WORK INSTRUCTIONS:
Which lines contain the string "styles"? Please list every one of them.

SOURCE DATA:
---+---
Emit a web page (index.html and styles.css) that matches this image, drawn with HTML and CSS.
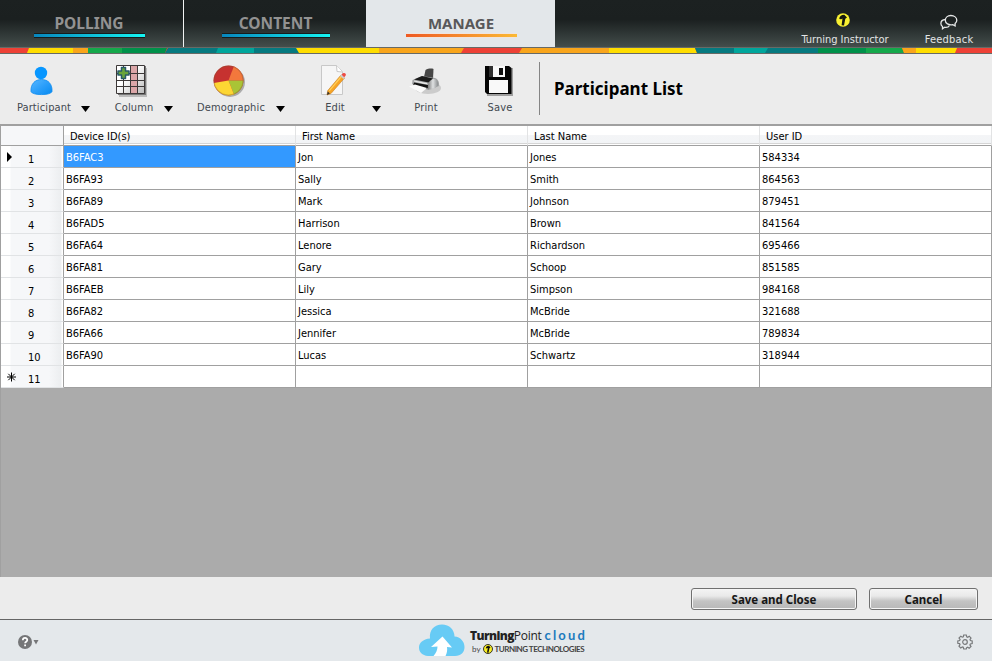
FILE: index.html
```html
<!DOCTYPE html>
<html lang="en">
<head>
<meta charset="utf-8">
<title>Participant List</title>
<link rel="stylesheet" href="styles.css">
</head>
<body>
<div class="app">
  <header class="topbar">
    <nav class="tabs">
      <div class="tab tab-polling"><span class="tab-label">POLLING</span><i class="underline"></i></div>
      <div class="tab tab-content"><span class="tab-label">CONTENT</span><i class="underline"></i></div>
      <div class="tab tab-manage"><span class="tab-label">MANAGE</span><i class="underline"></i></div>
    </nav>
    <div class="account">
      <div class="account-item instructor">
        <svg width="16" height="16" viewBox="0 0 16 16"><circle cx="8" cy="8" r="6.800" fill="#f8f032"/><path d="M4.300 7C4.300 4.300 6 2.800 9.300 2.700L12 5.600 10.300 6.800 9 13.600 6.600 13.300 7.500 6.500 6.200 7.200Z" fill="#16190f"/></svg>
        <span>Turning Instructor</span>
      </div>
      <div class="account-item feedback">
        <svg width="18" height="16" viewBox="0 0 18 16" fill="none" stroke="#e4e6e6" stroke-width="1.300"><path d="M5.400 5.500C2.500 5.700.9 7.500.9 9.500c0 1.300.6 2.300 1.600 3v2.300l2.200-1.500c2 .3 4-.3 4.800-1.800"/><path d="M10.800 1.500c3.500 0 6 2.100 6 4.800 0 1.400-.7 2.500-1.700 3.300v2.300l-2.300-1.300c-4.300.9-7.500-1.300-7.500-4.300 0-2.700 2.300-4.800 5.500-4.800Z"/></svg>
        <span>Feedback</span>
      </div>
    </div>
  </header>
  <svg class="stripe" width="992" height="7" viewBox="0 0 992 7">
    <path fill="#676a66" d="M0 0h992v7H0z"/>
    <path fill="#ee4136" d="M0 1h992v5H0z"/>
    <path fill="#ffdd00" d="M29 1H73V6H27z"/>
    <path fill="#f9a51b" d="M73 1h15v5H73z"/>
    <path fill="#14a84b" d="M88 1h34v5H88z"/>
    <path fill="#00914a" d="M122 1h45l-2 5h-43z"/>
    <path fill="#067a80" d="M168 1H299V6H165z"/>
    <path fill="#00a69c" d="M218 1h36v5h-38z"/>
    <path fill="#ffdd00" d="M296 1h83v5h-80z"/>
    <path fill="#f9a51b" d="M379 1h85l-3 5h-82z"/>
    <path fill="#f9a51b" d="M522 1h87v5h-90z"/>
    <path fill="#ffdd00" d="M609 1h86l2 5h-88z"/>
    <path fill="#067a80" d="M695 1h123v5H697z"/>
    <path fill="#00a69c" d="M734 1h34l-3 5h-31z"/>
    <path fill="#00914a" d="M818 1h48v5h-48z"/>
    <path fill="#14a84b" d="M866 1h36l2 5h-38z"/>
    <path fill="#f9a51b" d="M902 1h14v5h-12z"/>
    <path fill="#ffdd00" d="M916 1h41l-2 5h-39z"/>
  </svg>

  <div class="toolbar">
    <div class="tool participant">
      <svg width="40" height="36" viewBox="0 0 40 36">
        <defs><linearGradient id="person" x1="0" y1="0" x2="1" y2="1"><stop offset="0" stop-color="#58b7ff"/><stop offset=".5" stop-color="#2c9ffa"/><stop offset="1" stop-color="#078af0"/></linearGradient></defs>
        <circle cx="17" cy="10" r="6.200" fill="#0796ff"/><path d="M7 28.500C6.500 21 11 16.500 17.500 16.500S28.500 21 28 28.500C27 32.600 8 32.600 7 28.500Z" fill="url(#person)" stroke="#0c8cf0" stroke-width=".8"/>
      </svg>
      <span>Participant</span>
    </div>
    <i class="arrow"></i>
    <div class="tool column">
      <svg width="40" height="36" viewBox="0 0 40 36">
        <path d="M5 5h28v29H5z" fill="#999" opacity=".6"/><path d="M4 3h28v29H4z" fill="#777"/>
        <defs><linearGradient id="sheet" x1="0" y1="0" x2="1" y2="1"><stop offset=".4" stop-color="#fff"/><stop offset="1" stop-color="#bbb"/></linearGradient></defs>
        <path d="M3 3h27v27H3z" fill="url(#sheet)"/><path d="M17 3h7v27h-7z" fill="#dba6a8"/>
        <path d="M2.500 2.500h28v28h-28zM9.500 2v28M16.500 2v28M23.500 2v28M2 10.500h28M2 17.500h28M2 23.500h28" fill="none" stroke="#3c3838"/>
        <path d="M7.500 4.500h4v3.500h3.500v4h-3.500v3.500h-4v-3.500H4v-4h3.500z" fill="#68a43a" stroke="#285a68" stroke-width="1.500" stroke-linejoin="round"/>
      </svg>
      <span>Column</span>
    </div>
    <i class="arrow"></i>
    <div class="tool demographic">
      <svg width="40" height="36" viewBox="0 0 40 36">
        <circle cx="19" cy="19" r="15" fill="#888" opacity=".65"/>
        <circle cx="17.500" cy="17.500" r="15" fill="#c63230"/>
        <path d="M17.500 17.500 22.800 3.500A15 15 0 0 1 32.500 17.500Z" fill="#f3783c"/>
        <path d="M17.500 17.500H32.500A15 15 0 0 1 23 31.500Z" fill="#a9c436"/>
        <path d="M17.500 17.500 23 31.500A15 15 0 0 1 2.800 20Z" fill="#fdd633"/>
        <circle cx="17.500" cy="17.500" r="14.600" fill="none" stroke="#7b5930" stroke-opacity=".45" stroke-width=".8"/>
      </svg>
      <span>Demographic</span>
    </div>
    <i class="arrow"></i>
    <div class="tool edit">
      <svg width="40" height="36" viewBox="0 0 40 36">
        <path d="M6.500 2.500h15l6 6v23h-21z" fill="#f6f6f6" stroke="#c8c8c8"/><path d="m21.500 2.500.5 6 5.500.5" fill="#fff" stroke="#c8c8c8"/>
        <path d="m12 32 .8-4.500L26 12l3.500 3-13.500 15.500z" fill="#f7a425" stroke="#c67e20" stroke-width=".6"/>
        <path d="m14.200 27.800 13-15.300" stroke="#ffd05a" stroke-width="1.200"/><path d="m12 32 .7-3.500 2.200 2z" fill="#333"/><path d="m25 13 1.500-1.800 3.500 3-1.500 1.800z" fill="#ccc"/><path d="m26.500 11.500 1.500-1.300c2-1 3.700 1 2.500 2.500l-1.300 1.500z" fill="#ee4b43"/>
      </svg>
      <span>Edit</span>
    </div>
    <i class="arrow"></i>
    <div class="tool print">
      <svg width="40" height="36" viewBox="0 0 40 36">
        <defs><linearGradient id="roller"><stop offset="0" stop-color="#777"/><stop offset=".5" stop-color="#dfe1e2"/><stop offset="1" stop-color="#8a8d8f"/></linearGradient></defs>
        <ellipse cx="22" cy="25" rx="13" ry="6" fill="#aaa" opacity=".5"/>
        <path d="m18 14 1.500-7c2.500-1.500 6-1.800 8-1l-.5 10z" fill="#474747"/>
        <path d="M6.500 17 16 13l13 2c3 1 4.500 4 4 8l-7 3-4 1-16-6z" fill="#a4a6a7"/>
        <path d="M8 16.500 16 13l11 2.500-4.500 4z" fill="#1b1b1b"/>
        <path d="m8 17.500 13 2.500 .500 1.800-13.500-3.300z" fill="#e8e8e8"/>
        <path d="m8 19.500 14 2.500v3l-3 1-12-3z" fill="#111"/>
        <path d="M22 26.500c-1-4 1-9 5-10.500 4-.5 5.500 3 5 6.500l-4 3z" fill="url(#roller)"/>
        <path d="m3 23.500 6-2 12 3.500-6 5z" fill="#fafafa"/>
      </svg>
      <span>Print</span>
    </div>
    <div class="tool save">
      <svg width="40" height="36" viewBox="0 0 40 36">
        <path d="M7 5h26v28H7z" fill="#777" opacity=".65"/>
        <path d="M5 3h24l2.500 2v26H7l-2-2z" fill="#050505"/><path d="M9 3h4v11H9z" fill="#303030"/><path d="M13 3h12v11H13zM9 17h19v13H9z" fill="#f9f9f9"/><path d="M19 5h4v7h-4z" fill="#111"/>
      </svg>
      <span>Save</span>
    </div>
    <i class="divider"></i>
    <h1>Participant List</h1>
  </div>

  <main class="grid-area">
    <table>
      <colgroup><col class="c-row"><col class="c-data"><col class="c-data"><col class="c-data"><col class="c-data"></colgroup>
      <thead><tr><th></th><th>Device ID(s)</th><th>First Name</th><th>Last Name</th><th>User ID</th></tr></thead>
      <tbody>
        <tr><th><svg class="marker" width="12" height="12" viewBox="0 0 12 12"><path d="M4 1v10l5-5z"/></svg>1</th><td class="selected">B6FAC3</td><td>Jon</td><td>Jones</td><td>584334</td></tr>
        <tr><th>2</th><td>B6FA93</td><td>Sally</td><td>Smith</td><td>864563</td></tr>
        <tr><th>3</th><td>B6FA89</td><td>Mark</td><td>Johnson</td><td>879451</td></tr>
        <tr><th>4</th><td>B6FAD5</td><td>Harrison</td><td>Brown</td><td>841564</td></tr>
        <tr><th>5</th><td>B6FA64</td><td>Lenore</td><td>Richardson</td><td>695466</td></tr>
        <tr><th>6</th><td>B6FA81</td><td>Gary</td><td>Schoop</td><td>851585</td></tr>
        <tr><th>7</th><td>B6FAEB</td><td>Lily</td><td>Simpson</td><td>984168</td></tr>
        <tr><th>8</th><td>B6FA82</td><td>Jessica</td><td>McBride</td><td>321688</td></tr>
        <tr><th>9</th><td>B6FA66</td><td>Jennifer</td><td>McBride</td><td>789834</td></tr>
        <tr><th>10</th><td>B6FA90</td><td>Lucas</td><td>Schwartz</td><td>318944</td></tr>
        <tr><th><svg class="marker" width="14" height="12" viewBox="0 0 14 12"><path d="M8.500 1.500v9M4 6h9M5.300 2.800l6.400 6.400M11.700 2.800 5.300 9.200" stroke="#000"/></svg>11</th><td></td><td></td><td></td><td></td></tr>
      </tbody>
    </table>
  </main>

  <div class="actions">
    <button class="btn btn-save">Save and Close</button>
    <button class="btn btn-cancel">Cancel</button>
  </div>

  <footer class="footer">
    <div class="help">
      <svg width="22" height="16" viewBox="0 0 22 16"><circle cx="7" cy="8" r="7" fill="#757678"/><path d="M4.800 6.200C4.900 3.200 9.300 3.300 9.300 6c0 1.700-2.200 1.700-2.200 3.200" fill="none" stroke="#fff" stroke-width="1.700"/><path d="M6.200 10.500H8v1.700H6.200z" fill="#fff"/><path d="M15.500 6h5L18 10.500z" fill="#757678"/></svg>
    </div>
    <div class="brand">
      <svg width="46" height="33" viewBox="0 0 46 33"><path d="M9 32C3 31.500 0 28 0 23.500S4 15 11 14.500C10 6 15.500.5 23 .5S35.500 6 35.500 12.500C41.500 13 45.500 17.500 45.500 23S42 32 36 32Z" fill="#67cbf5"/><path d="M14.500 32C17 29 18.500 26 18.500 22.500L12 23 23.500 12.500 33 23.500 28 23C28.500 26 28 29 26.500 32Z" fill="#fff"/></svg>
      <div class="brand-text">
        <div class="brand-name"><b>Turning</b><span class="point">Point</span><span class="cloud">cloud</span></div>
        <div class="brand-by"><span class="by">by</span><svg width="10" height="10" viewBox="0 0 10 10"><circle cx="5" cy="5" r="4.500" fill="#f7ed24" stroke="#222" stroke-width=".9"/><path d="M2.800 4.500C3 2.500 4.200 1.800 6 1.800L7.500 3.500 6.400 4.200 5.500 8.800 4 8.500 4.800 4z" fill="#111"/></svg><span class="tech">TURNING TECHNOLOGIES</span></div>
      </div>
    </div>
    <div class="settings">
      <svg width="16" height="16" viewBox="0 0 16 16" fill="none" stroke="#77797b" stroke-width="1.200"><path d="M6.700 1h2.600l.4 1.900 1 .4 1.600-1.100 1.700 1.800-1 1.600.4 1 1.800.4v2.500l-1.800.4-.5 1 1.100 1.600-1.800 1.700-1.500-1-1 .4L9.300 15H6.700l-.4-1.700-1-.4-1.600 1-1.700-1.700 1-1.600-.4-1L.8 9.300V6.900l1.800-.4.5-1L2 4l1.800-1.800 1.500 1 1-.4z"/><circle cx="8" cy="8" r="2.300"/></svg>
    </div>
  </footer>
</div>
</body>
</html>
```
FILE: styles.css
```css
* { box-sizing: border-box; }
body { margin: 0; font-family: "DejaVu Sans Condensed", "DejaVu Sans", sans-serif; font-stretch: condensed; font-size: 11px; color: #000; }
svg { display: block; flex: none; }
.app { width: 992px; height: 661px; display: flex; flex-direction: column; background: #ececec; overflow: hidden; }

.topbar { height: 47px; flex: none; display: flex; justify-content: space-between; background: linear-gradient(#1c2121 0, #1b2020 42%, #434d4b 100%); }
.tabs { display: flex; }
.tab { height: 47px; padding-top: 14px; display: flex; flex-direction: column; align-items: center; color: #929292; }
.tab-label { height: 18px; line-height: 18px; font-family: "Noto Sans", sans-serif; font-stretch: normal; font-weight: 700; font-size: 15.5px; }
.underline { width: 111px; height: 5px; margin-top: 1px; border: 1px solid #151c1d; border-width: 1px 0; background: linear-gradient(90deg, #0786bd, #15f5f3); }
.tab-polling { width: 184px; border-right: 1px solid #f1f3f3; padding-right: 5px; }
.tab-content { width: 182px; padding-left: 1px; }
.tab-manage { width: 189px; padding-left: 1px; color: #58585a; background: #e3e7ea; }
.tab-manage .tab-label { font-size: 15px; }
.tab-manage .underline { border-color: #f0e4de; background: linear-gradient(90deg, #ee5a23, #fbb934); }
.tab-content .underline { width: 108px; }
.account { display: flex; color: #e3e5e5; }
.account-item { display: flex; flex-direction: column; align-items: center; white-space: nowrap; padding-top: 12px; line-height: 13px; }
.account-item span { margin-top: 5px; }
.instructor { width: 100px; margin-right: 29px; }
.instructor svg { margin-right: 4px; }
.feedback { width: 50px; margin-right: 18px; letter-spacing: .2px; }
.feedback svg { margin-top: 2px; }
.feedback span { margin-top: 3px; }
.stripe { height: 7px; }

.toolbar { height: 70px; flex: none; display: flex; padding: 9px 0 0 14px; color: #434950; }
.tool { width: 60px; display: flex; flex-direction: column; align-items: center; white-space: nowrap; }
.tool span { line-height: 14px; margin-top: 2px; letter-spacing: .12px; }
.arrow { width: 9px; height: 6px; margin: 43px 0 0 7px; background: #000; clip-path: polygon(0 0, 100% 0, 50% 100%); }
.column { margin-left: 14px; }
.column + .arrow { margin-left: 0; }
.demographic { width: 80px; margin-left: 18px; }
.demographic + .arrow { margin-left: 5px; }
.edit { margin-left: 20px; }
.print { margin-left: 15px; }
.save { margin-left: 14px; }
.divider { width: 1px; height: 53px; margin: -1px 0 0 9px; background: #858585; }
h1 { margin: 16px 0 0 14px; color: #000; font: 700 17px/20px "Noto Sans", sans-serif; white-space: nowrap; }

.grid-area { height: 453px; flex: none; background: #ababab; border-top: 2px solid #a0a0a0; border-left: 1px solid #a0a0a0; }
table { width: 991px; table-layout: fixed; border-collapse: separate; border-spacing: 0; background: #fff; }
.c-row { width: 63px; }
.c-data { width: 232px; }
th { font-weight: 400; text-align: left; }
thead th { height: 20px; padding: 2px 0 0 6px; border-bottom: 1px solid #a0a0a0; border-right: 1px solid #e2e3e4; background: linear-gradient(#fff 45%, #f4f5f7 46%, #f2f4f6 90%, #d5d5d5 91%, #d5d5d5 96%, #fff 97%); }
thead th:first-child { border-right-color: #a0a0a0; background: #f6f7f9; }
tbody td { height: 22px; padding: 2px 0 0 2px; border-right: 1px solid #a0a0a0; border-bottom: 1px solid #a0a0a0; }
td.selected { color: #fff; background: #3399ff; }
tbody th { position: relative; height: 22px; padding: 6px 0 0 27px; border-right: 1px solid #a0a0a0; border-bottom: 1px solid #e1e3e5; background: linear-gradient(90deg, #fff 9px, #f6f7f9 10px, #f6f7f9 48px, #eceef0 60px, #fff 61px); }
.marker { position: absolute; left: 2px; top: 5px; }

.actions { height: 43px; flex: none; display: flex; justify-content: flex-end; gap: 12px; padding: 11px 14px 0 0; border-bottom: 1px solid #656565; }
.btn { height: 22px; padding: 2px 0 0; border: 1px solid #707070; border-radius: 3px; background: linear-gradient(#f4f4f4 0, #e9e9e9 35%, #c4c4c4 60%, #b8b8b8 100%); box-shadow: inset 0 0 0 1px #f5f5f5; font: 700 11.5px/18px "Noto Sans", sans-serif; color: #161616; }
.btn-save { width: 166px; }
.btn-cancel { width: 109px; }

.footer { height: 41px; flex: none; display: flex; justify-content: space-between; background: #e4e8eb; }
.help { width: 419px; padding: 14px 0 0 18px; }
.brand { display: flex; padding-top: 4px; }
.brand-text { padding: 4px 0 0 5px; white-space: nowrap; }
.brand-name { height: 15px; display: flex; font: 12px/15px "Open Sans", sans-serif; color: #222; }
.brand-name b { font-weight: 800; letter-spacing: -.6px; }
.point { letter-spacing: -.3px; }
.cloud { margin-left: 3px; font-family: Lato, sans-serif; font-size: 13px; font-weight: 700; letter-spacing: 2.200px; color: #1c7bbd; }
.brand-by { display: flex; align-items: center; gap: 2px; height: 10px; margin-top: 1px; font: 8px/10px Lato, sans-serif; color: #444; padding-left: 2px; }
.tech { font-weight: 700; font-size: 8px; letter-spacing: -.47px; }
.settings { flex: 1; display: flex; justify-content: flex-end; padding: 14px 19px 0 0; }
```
---+---
WRITTEN RESPONSE:
Emit a web page (index.html and styles.css) that matches this image, drawn with HTML and CSS.
<link rel="stylesheet" href="styles.css">
FILE: styles.css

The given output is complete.